US-China trade war likely to tone down: Japan government analyst
Tension between US and China on trades is likely to tone down ahead of China’s People’s Congress to be convened in the first week of March, said Osamu Tanaka, a former diplomat and chief senior researcher of government run Japan External Trade Organization said Friday.
Speaking at the China Research & Communication Center Forum in Tokyo, Tanaka said China is likely to compromise with the US as much as possible because the government is seeking political and economic stability in the 70th anniversary year of the founding of the People’s Republic of China.
“In my view, the Chinese government will try and avoid any distractions as their number one priority is stability,” he said.

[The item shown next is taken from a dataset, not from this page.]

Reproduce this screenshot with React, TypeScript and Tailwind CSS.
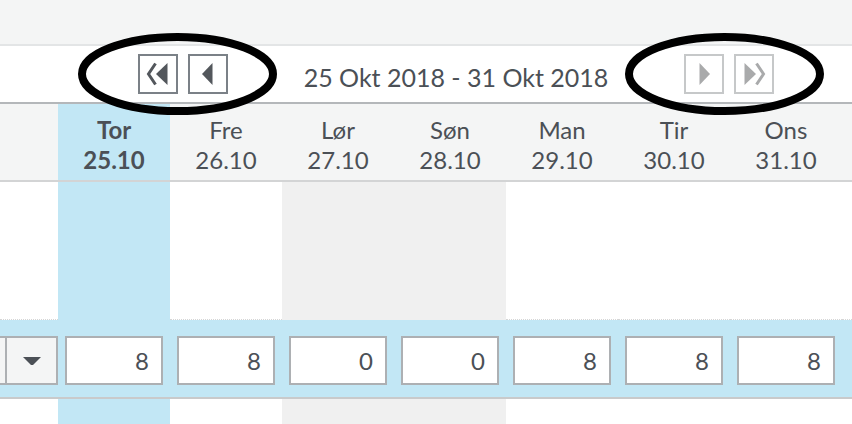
import { memo } from 'react'

type Day = {
  name: string
  date: string
  value: number
  today?: boolean
  weekend?: boolean
}

const DAYS: Day[] = [
  { name: 'Tor', date: '25.10', value: 8, today: true },
  { name: 'Fre', date: '26.10', value: 8 },
  { name: 'Lør', date: '27.10', value: 0, weekend: true },
  { name: 'Søn', date: '28.10', value: 0, weekend: true },
  { name: 'Man', date: '29.10', value: 8 },
  { name: 'Tir', date: '30.10', value: 8 },
  { name: 'Ons', date: '31.10', value: 8 },
]

function bodyBg(day: Day) {
  if (day.today) return 'bg-[#c2e7f5]'
  if (day.weekend) return 'bg-[#f0f0f0]'
  return 'bg-white'
}

function NavButton({ kind, disabled }: { kind: 'first' | 'prev' | 'next' | 'last'; disabled?: boolean }) {
  const color = disabled ? '#a9aaab' : '#53575c'
  const flip = kind === 'next' || kind === 'last'
  return (
    <button
      type="button"
      className={
        'flex h-10 w-10 items-center justify-center border-2 bg-white ' +
        (disabled ? 'border-[#c6c8c9]' : 'border-[#7b8187]')
      }
    >
      <svg width="24" height="24" viewBox="0 0 24 24" style={flip ? { transform: 'scaleX(-1)' } : undefined}>
        {kind === 'first' || kind === 'last' ? (
          <>
            <polyline points="9.5,1.5 2.5,12 9.5,22.5" fill="none" stroke={color} strokeWidth="3" />
            <polygon points="21.5,1 21.5,23 10,12" fill={color} />
          </>
        ) : (
          <polygon points="16.5,1 16.5,23 6,12" fill={color} />
        )}
      </svg>
    </button>
  )
}

function WeekNav() {
  return (
    <div className="flex h-[58px] items-center border-b-2 border-[#b4b7ba] bg-white pl-[138px]">
      <div className="flex gap-[10px]">
        <NavButton kind="first" />
        <NavButton kind="prev" />
      </div>
      <div className="w-[456px] pt-[6px] text-center text-[25px] leading-[31px]">25 Okt 2018 - 31 Okt 2018</div>
      <div className="flex gap-[10px]">
        <NavButton kind="next" disabled />
        <NavButton kind="last" disabled />
      </div>
    </div>
  )
}

function HeaderRow() {
  return (
    <div className="flex h-[78px] border-b-2 border-[#d3d4d5] bg-[#f4f5f5]">
      <div className="w-[58px] shrink-0" />
      {DAYS.map((d) => (
        <div
          key={d.name}
          className={
            'w-[112px] shrink-0 pt-[11px] text-center text-[24px] leading-[30px] ' +
            (d.today ? 'bg-[#c2e7f5] font-bold' : '')
          }
        >
          <div>{d.name}</div>
          <div>{d.date}</div>
        </div>
      ))}
      <div className="flex-1" />
    </div>
  )
}

function BodyRow({ height, dotted }: { height: string; dotted?: boolean }) {
  const line = dotted ? ' border-b border-dotted border-[#d6d6d6]' : ''
  return (
    <div className={'flex ' + height}>
      <div className={'w-[58px] shrink-0 bg-white' + line} />
      {DAYS.map((d) => (
        <div
          key={d.name}
          className={'w-[112px] shrink-0 ' + bodyBg(d) + (d.today || d.weekend ? '' : line)}
        />
      ))}
      <div className={'flex-1 bg-white' + line} />
    </div>
  )
}

function HoursRow() {
  return (
    <div className="flex h-[79px] border-b-2 border-[#c9cacb] bg-[#c2e7f5] pt-[16px]">
      <div className="w-[58px] shrink-0">
        <div className="flex h-[49px] border-y-2 border-r-2 border-[#adb0b3] bg-[#f4f5f5]">
          <div className="w-[7px] border-r-2 border-[#adb0b3]" />
          <div className="flex flex-1 items-center justify-center">
            <svg width="18" height="10" viewBox="0 0 18 10">
              <polygon points="0,1 18,1 10,9 8,9" fill="#4b5056" />
            </svg>
          </div>
        </div>
      </div>
      {DAYS.map((d) => (
        <div key={d.name} className="w-[112px] shrink-0 px-[7px]">
          <input
            type="text"
            readOnly
            value={d.value}
            className="h-[49px] w-full border-2 border-[#adb0b3] bg-white pr-3 text-right font-['Lato'] text-[24px] text-[#4b5056] outline-none"
          />
        </div>
      ))}
      <div className="flex-1" />
    </div>
  )
}

function App() {
  return (
    <div className="relative h-[424px] w-[852px] overflow-hidden bg-white font-['Lato',sans-serif] text-[#4b5056]">
      <div className="h-[46px] border-b-2 border-[#e3e5e6] bg-[#f4f5f5]" />
      <WeekNav />
      <HeaderRow />
      <BodyRow height="h-[138px]" dotted />
      <HoursRow />
      <BodyRow height="h-[40px]" />

      {/* annotation rings drawn over the nav buttons */}
      <svg className="pointer-events-none absolute left-0 top-0" width="852" height="424">
        <ellipse cx="177.5" cy="74" rx="95.5" ry="37" fill="none" stroke="#000" strokeWidth="8" />
        <ellipse cx="724.5" cy="74" rx="95.5" ry="37" fill="none" stroke="#000" strokeWidth="8" />
      </svg>
    </div>
  )
}

export default memo(App)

Chinese policy makers are making the March 5 People’s Congress the deadline for striking a compromise with the US.
“All-out confrontation will result in major damage. They would rather have the trade issues resolved by March. The Chinese economic slowdown is becoming tangible,” he added.
He pointed out that the 2019 plan set by the China Central Economic Work Conference last month set the bilateral agreements reached during the November G20 summit as one of its goals. “The conference paper mentioned importance of intellectual property rights and showed consideration to the US,” he said. He also noted that more Chinese officials have become visible in policy making in the second half of the year, indicating that roles may have been spread out more within the government.
He added China would not want talks with the US to break down. But if US were to say no to China’s proposal, China would lose face. “China cannot afford to suggest schemes that would be turned down,” he said.
Stability is China’s top priority, he said. “When there is a political event, governments become stability-minded. If reforms are undertaken, the growth rate slows. When there is a development process, things can become unstable.
Stability is the first priority and employment is top of the government’s agenda,” he said.
China may barely meet its 2018 target of 6.5% GDP growth, but this target is difficult for 2019. Labor indicators, however, remain positive, he said.
China’s urban unemployment rate in November was 4.8%, down 0.1 percentage points year on year. “Employment is not bad overall; there has been no bad data yet, although there are signs. Companies are reducing the number of new hires,” he said.
New ideas were introduced in the 2019 economic plans.
Since 2016, China has been engaged in supply-side reform, cutting over capacity of steel and aluminum plants. “At first, China was only talking about supply side reforms but this year, they introduced a new idea of industry-specific policies. China needs to prevent breaks in various supply chains resulting from trade wars,” he said.